A new analysis of rock and dust from asteroid Bennu has turned up traces of tryptophan, an amino acid more often linked with Thanksgiving dinners than with airless space rocks. The result, drawn from samples NASA’s OSIRIS-REx spacecraft delivered to Earth in 2023 and now described in Proceedings of the National Academy of Sciences, adds another building block of life to Bennu’s growing organic inventory.

Tryptophan Joins Bennu’s Organic Inventory

OSIRIS-REx collected material from Bennu in 2020 and ferried nearly 122 grams of dark, carbon rich rubble back to Utah three years later, giving researchers one of the cleanest looks yet at the chemistry of a primitive asteroid. Earlier work on the sample revealed all five nucleobases used in DNA and RNA, along with 14 of the 20 amino acids that Earth’s life uses to build proteins.

The latest work adds tryptophan to that list, marking the first time this relatively complex amino acid has been identified in extraterrestrial material.

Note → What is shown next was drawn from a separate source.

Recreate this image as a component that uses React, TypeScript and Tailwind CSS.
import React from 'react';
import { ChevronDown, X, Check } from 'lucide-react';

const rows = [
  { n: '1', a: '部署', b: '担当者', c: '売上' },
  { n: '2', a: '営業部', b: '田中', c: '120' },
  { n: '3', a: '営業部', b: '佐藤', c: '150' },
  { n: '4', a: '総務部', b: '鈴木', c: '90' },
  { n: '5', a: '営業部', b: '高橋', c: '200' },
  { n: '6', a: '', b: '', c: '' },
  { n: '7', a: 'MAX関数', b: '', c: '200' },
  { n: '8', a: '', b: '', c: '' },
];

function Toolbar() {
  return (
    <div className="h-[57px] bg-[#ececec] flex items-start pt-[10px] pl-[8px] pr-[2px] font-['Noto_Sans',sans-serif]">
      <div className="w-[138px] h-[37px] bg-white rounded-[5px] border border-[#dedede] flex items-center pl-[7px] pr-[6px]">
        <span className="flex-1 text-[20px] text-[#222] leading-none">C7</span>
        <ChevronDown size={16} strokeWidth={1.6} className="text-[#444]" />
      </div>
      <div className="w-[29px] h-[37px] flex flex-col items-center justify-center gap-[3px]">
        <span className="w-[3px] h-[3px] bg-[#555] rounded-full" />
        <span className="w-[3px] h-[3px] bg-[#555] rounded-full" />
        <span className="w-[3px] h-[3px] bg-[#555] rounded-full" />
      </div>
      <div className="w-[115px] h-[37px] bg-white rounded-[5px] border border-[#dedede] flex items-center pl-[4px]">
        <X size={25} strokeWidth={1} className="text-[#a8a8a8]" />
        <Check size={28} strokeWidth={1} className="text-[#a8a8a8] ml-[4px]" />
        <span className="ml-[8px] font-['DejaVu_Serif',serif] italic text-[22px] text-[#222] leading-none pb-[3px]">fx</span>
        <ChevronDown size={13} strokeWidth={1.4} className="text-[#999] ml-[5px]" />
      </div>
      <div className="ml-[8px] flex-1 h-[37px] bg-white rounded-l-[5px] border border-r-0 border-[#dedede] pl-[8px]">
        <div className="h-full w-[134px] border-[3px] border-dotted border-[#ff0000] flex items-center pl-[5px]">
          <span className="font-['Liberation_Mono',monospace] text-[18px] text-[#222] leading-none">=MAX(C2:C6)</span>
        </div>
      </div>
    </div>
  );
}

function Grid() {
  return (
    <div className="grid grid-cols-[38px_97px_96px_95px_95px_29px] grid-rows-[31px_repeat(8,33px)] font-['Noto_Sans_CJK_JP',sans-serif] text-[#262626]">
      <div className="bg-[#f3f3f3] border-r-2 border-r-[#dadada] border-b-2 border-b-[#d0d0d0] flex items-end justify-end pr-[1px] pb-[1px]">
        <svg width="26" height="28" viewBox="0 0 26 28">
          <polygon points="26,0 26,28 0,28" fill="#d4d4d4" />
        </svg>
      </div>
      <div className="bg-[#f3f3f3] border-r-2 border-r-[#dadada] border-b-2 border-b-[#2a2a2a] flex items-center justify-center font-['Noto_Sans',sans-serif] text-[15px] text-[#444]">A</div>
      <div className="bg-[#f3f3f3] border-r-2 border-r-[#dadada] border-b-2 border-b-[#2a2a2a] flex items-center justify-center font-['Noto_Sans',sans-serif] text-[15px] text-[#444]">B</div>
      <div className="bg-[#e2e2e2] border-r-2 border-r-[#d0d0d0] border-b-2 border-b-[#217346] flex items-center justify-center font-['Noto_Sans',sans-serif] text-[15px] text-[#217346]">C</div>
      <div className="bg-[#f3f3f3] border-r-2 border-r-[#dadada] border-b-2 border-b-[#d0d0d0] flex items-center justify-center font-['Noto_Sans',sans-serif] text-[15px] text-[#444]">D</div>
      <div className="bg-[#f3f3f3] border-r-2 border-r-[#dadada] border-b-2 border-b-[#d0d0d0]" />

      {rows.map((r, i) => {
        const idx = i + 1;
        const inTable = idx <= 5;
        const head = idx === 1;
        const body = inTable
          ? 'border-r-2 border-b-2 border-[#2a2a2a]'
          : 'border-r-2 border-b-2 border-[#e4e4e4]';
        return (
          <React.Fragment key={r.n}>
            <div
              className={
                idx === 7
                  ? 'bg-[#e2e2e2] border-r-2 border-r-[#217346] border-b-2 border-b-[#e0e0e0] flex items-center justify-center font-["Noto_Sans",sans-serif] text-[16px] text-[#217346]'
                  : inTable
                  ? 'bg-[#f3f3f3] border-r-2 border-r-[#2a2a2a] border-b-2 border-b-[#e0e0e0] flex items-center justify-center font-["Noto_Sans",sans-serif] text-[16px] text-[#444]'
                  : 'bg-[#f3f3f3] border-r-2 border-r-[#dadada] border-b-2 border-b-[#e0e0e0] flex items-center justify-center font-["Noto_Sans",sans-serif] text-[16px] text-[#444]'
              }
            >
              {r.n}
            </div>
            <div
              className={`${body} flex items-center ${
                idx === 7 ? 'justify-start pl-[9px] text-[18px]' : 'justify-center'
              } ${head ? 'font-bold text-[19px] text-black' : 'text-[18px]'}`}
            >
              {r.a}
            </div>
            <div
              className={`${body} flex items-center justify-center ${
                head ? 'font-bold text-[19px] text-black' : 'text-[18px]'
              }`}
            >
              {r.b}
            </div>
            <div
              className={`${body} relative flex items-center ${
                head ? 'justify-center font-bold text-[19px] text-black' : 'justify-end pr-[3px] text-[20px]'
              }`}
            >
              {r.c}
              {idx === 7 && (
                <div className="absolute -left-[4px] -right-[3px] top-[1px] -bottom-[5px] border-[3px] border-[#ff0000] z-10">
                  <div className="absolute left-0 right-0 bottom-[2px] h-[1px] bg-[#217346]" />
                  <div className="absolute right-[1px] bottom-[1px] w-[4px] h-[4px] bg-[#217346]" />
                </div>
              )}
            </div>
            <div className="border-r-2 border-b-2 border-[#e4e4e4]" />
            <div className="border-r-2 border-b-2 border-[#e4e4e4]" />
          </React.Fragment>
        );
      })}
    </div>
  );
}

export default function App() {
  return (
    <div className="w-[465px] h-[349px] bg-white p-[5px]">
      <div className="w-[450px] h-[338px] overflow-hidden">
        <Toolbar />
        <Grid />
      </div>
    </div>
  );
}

Researchers describe the signal as tentative, but say it strengthens the case that Bennu carries an unusually complete suite of prebiotic ingredients.

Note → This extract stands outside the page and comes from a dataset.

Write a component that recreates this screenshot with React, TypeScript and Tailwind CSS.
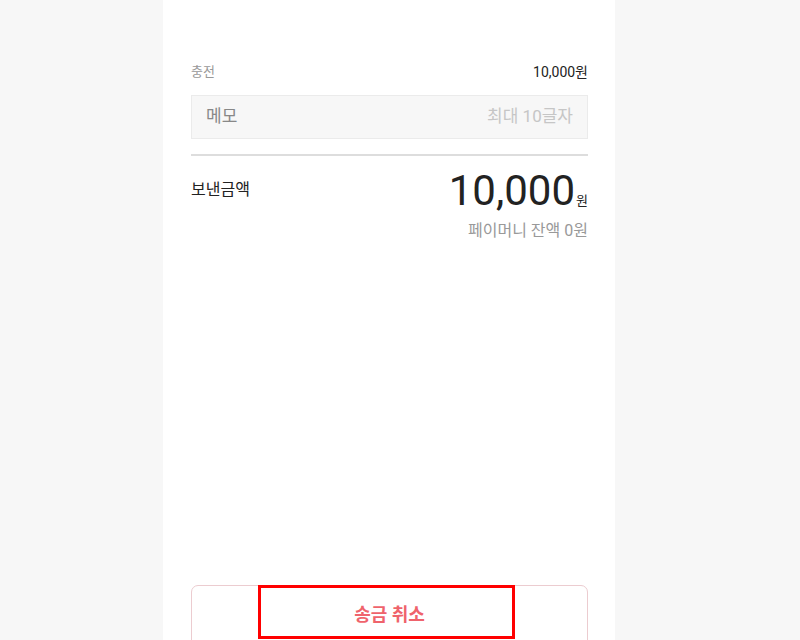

Clues To How Life’s Chemistry Began

On Earth, tryptophan is one of nine essential amino acids that animals must obtain from their diet, and it plays a key role in building proteins and in several biochemical pathways. Finding even a hint of it on an ancient asteroid supports the idea that space rocks supplied a diverse cargo of molecules to the early Earth, rather than just a simple starter kit.

Analyses of Bennu’s minerals point to long lasting interactions between rock and liquid water on the asteroid’s long vanished parent body, likely in the form of salty brines. Those conditions would have provided natural reactors where amino acids, nucleobases and other organics could form, mix and evolve before being locked into the rubble that later became Bennu.

OSIRIS-REx Samples Preserve A Pristine Time Capsule

Because OSIRIS-REx sealed Bennu’s material in space and dropped it directly into a recovery capsule, the grains arrived on Earth far less heated and contaminated than typical meteorites. NASA teams have since stored and handled the sample in carefully controlled clean rooms at the Johnson Space Center to protect fragile organics such as amino acids.

“Asteroids provide a time capsule into our home planet’s history,” said Nicky Fox, NASA’s associate administrator for science, in an earlier statement about the Bennu mission. With hints of tryptophan now on the books, scientists plan more detailed work on individual grains from the collection, hoping to pin down the signal and search for other complex organics that might be hiding in the dark rubble.